▶ [MATERIAL]
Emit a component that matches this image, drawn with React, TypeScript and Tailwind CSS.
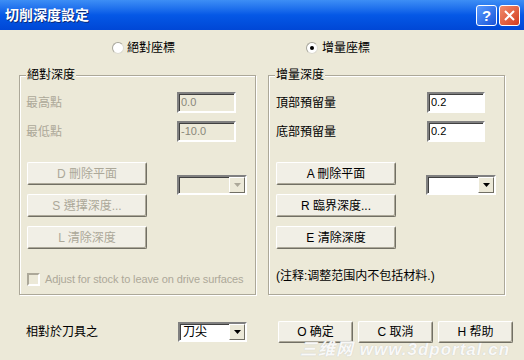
import type { ReactNode } from "react";

function Arrow({ disabled }: { disabled?: boolean }) {
  return (
    <svg width="7" height="4" viewBox="0 0 7 4">
      <polygon points="0,0 7,0 3.5,4" fill={disabled ? "#ACA899" : "#000"} />
    </svg>
  );
}

function Btn({ children, disabled, className = "" }: { children: ReactNode; disabled?: boolean; className?: string }) {
  return (
    <div
      className={`flex items-center justify-center rounded-[2px] border border-t-white border-l-white border-r-[#716F64] border-b-[#716F64] bg-[#F1EFE6] shadow-[inset_-1px_-1px_0_#ACA899] text-[12px] ${
        disabled ? "text-[#ACA899]" : "text-black"
      } ${className}`}
    >
      {children}
    </div>
  );
}

function Field({ value, disabled, className = "" }: { value: string; disabled?: boolean; className?: string }) {
  return (
    <div
      className={`h-[21px] border-2 border-t-[#808080] border-l-[#808080] border-r-white border-b-white shadow-[inset_1px_1px_0_#404040] pl-[2px] flex items-center text-[11px] ${
        disabled ? "bg-[#ECE9D8] text-[#8A877A]" : "bg-white text-black"
      } ${className}`}
    >
      {value}
    </div>
  );
}

function Combo({ value = "", disabled, className = "" }: { value?: string; disabled?: boolean; className?: string }) {
  return (
    <div
      className={`h-[20px] border-2 border-t-[#808080] border-l-[#808080] border-r-white border-b-white shadow-[inset_1px_1px_0_#404040] flex items-stretch ${
        disabled ? "bg-[#ECE9D8]" : "bg-white"
      } ${className}`}
    >
      <div className="flex-1 pl-[3px] flex items-center text-[12px]">{value}</div>
      <div className="w-[16px] flex items-center justify-center border border-t-white border-l-white border-r-[#716F64] border-b-[#716F64] bg-[#ECE9D8]">
        <Arrow disabled={disabled} />
      </div>
    </div>
  );
}

function Radio({ checked }: { checked?: boolean }) {
  return (
    <div className="w-[12px] h-[12px] rounded-full bg-white border border-[#A7A69B] border-r-[#DDDBD0] border-b-[#DDDBD0] flex items-center justify-center">
      {checked && <div className="w-[4px] h-[4px] rounded-full bg-black" />}
    </div>
  );
}

function Group({ label, children }: { label: string; children: ReactNode }) {
  return (
    <div className="relative w-[237px] h-[220px] border border-[#ACA899] shadow-[1px_1px_0_#fff,inset_1px_1px_0_#fff]">
      <div className="absolute -top-[9px] left-[6px] bg-[#ECE9D8] px-[1px] text-[12px] leading-[16px]">{label}</div>
      <div className="pt-[16px]">{children}</div>
    </div>
  );
}

export default function App() {
  return (
    <div className="relative w-[524px] h-[360px] overflow-hidden bg-[#ECE9D8] text-black font-['Liberation_Sans','Noto_Sans_CJK_TC',sans-serif] text-[12px]">
      {/* title bar */}
      <div className="h-[30px] flex items-center justify-between pl-[5px] pr-[4px] bg-gradient-to-b from-[#3D8EF5] via-[#0558E6] to-[#0047D6]">
        <span className="text-white font-bold text-[14px] [text-shadow:1px_1px_0_#0A2A7A]">切削深度設定</span>
        <div className="flex gap-[2px]">
          <div className="w-[21px] h-[21px] rounded-[3px] border border-white bg-gradient-to-br from-[#5A9BFF] to-[#1A52D8] flex items-center justify-center text-white font-bold text-[15px] leading-none">
            ?
          </div>
          <div className="w-[21px] h-[21px] rounded-[3px] border border-white bg-gradient-to-br from-[#F08A6A] to-[#D2391B] flex items-center justify-center">
            <svg width="11" height="11" viewBox="0 0 11 11">
              <path d="M1 1 L10 10 M10 1 L1 10" stroke="#fff" strokeWidth="2" />
            </svg>
          </div>
        </div>
      </div>

      {/* radio row */}
      <div className="flex h-[20px] mt-[8px] items-center">
        <div className="w-[306px] pl-[112px] flex items-center gap-[3px]">
          <Radio />
          <span>絕對座標</span>
        </div>
        <div className="flex items-center gap-[4px]">
          <Radio checked />
          <span>增量座標</span>
        </div>
      </div>

      {/* groups */}
      <div className="flex pl-[19px] gap-[12px] mt-[17px]">
        <Group label="絕對深度">
          <div className="pl-[6px] text-[#ACA899]">
            <div className="flex items-center h-[21px]">
              <span className="w-[151px]">最高點</span>
              <Field value="0.0" disabled className="w-[59px]" />
            </div>
            <div className="flex items-center h-[21px] mt-[8px]">
              <span className="w-[151px]">最低點</span>
              <Field value="-10.0" disabled className="w-[59px]" />
            </div>
          </div>
          <div className="flex mt-[20px] pl-[7px]">
            <div className="flex flex-col gap-[9px] w-[120px]">
              <Btn disabled className="h-[23px]">D 刪除平面</Btn>
              <Btn disabled className="h-[23px]">S 選擇深度...</Btn>
              <Btn disabled className="h-[23px]">L 清除深度</Btn>
            </div>
            <Combo disabled className="ml-[30px] mt-[13px] w-[70px]" />
          </div>
          <div className="flex items-center gap-[5px] mt-[22px] pl-[7px]">
            <div className="w-[13px] h-[13px] border-2 border-t-[#ACA899] border-l-[#ACA899] border-r-white border-b-white bg-[#ECE9D8]" />
            <span className="text-[11px] tracking-[-0.12px] text-[#ACA899]">Adjust for stock to leave on drive surfaces</span>
          </div>
        </Group>

        <Group label="增量深度">
          <div className="pl-[7px]">
            <div className="flex items-center h-[21px]">
              <span className="w-[151px]">頂部預留量</span>
              <Field value="0.2" className="w-[58px]" />
            </div>
            <div className="flex items-center h-[21px] mt-[8px]">
              <span className="w-[151px]">底部預留量</span>
              <Field value="0.2" className="w-[58px]" />
            </div>
          </div>
          <div className="flex mt-[20px] pl-[7px]">
            <div className="flex flex-col gap-[9px] w-[120px]">
              <Btn className="h-[23px]">A 刪除平面</Btn>
              <Btn className="h-[23px]">R 臨界深度...</Btn>
              <Btn className="h-[23px]">E 清除深度</Btn>
            </div>
            <Combo className="ml-[30px] mt-[13px] w-[70px]" />
          </div>
          <div className="mt-[19px] pl-[7px] leading-[16px]">(注释:调整范围内不包括材料.)</div>
        </Group>
      </div>

      {/* bottom row */}
      <div className="flex items-center h-[22px] mt-[26px] pl-[26px]">
        <span className="w-[152px]">相對於刀具之</span>
        <Combo value="刀尖" className="w-[69px]" />
        <div className="flex gap-[5px] ml-[31px]">
          <Btn className="w-[75px] h-[22px]">O 确定</Btn>
          <Btn className="w-[75px] h-[22px]">C 取消</Btn>
          <Btn className="w-[75px] h-[22px]">H 帮助</Btn>
        </div>
      </div>

      {/* watermark */}
      <div className="absolute left-[300px] top-[342px] text-white/90 italic font-bold text-[17px] leading-[16px] tracking-[1px] [text-shadow:0_0_1px_#bbb]">
        三维网 www.3dportal.cn
      </div>
    </div>
  );
}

▶ [YOUR TASK] Set down all the data again exactly as above, pictures excluded.

▶ [ANSWER TO THIS PROBLEM]
Emit a component that matches this image, drawn with React, TypeScript and Tailwind CSS.
import type { ReactNode } from "react";

function Arrow({ disabled }: { disabled?: boolean }) {
  return (
    <svg width="7" height="4" viewBox="0 0 7 4">
      <polygon points="0,0 7,0 3.5,4" fill={disabled ? "#ACA899" : "#000"} />
    </svg>
  );
}

function Btn({ children, disabled, className = "" }: { children: ReactNode; disabled?: boolean; className?: string }) {
  return (
    <div
      className={`flex items-center justify-center rounded-[2px] border border-t-white border-l-white border-r-[#716F64] border-b-[#716F64] bg-[#F1EFE6] shadow-[inset_-1px_-1px_0_#ACA899] text-[12px] ${
        disabled ? "text-[#ACA899]" : "text-black"
      } ${className}`}
    >
      {children}
    </div>
  );
}

function Field({ value, disabled, className = "" }: { value: string; disabled?: boolean; className?: string }) {
  return (
    <div
      className={`h-[21px] border-2 border-t-[#808080] border-l-[#808080] border-r-white border-b-white shadow-[inset_1px_1px_0_#404040] pl-[2px] flex items-center text-[11px] ${
        disabled ? "bg-[#ECE9D8] text-[#8A877A]" : "bg-white text-black"
      } ${className}`}
    >
      {value}
    </div>
  );
}

function Combo({ value = "", disabled, className = "" }: { value?: string; disabled?: boolean; className?: string }) {
  return (
    <div
      className={`h-[20px] border-2 border-t-[#808080] border-l-[#808080] border-r-white border-b-white shadow-[inset_1px_1px_0_#404040] flex items-stretch ${
        disabled ? "bg-[#ECE9D8]" : "bg-white"
      } ${className}`}
    >
      <div className="flex-1 pl-[3px] flex items-center text-[12px]">{value}</div>
      <div className="w-[16px] flex items-center justify-center border border-t-white border-l-white border-r-[#716F64] border-b-[#716F64] bg-[#ECE9D8]">
        <Arrow disabled={disabled} />
      </div>
    </div>
  );
}

function Radio({ checked }: { checked?: boolean }) {
  return (
    <div className="w-[12px] h-[12px] rounded-full bg-white border border-[#A7A69B] border-r-[#DDDBD0] border-b-[#DDDBD0] flex items-center justify-center">
      {checked && <div className="w-[4px] h-[4px] rounded-full bg-black" />}
    </div>
  );
}

function Group({ label, children }: { label: string; children: ReactNode }) {
  return (
    <div className="relative w-[237px] h-[220px] border border-[#ACA899] shadow-[1px_1px_0_#fff,inset_1px_1px_0_#fff]">
      <div className="absolute -top-[9px] left-[6px] bg-[#ECE9D8] px-[1px] text-[12px] leading-[16px]">{label}</div>
      <div className="pt-[16px]">{children}</div>
    </div>
  );
}

export default function App() {
  return (
    <div className="relative w-[524px] h-[360px] overflow-hidden bg-[#ECE9D8] text-black font-['Liberation_Sans','Noto_Sans_CJK_TC',sans-serif] text-[12px]">
      {/* title bar */}
      <div className="h-[30px] flex items-center justify-between pl-[5px] pr-[4px] bg-gradient-to-b from-[#3D8EF5] via-[#0558E6] to-[#0047D6]">
        <span className="text-white font-bold text-[14px] [text-shadow:1px_1px_0_#0A2A7A]">切削深度設定</span>
        <div className="flex gap-[2px]">
          <div className="w-[21px] h-[21px] rounded-[3px] border border-white bg-gradient-to-br from-[#5A9BFF] to-[#1A52D8] flex items-center justify-center text-white font-bold text-[15px] leading-none">
            ?
          </div>
          <div className="w-[21px] h-[21px] rounded-[3px] border border-white bg-gradient-to-br from-[#F08A6A] to-[#D2391B] flex items-center justify-center">
            <svg width="11" height="11" viewBox="0 0 11 11">
              <path d="M1 1 L10 10 M10 1 L1 10" stroke="#fff" strokeWidth="2" />
            </svg>
          </div>
        </div>
      </div>

      {/* radio row */}
      <div className="flex h-[20px] mt-[8px] items-center">
        <div className="w-[306px] pl-[112px] flex items-center gap-[3px]">
          <Radio />
          <span>絕對座標</span>
        </div>
        <div className="flex items-center gap-[4px]">
          <Radio checked />
          <span>增量座標</span>
        </div>
      </div>

      {/* groups */}
      <div className="flex pl-[19px] gap-[12px] mt-[17px]">
        <Group label="絕對深度">
          <div className="pl-[6px] text-[#ACA899]">
            <div className="flex items-center h-[21px]">
              <span className="w-[151px]">最高點</span>
              <Field value="0.0" disabled className="w-[59px]" />
            </div>
            <div className="flex items-center h-[21px] mt-[8px]">
              <span className="w-[151px]">最低點</span>
              <Field value="-10.0" disabled className="w-[59px]" />
            </div>
          </div>
          <div className="flex mt-[20px] pl-[7px]">
            <div className="flex flex-col gap-[9px] w-[120px]">
              <Btn disabled className="h-[23px]">D 刪除平面</Btn>
              <Btn disabled className="h-[23px]">S 選擇深度...</Btn>
              <Btn disabled className="h-[23px]">L 清除深度</Btn>
            </div>
            <Combo disabled className="ml-[30px] mt-[13px] w-[70px]" />
          </div>
          <div className="flex items-center gap-[5px] mt-[22px] pl-[7px]">
            <div className="w-[13px] h-[13px] border-2 border-t-[#ACA899] border-l-[#ACA899] border-r-white border-b-white bg-[#ECE9D8]" />
            <span className="text-[11px] tracking-[-0.12px] text-[#ACA899]">Adjust for stock to leave on drive surfaces</span>
          </div>
        </Group>

        <Group label="增量深度">
          <div className="pl-[7px]">
            <div className="flex items-center h-[21px]">
              <span className="w-[151px]">頂部預留量</span>
              <Field value="0.2" className="w-[58px]" />
            </div>
            <div className="flex items-center h-[21px] mt-[8px]">
              <span className="w-[151px]">底部預留量</span>
              <Field value="0.2" className="w-[58px]" />
            </div>
          </div>
          <div className="flex mt-[20px] pl-[7px]">
            <div className="flex flex-col gap-[9px] w-[120px]">
              <Btn className="h-[23px]">A 刪除平面</Btn>
              <Btn className="h-[23px]">R 臨界深度...</Btn>
              <Btn className="h-[23px]">E 清除深度</Btn>
            </div>
            <Combo className="ml-[30px] mt-[13px] w-[70px]" />
          </div>
          <div className="mt-[19px] pl-[7px] leading-[16px]">(注释:调整范围内不包括材料.)</div>
        </Group>
      </div>

      {/* bottom row */}
      <div className="flex items-center h-[22px] mt-[26px] pl-[26px]">
        <span className="w-[152px]">相對於刀具之</span>
        <Combo value="刀尖" className="w-[69px]" />
        <div className="flex gap-[5px] ml-[31px]">
          <Btn className="w-[75px] h-[22px]">O 确定</Btn>
          <Btn className="w-[75px] h-[22px]">C 取消</Btn>
          <Btn className="w-[75px] h-[22px]">H 帮助</Btn>
        </div>
      </div>

      {/* watermark */}
      <div className="absolute left-[300px] top-[342px] text-white/90 italic font-bold text-[17px] leading-[16px] tracking-[1px] [text-shadow:0_0_1px_#bbb]">
        三维网 www.3dportal.cn
      </div>
    </div>
  );
}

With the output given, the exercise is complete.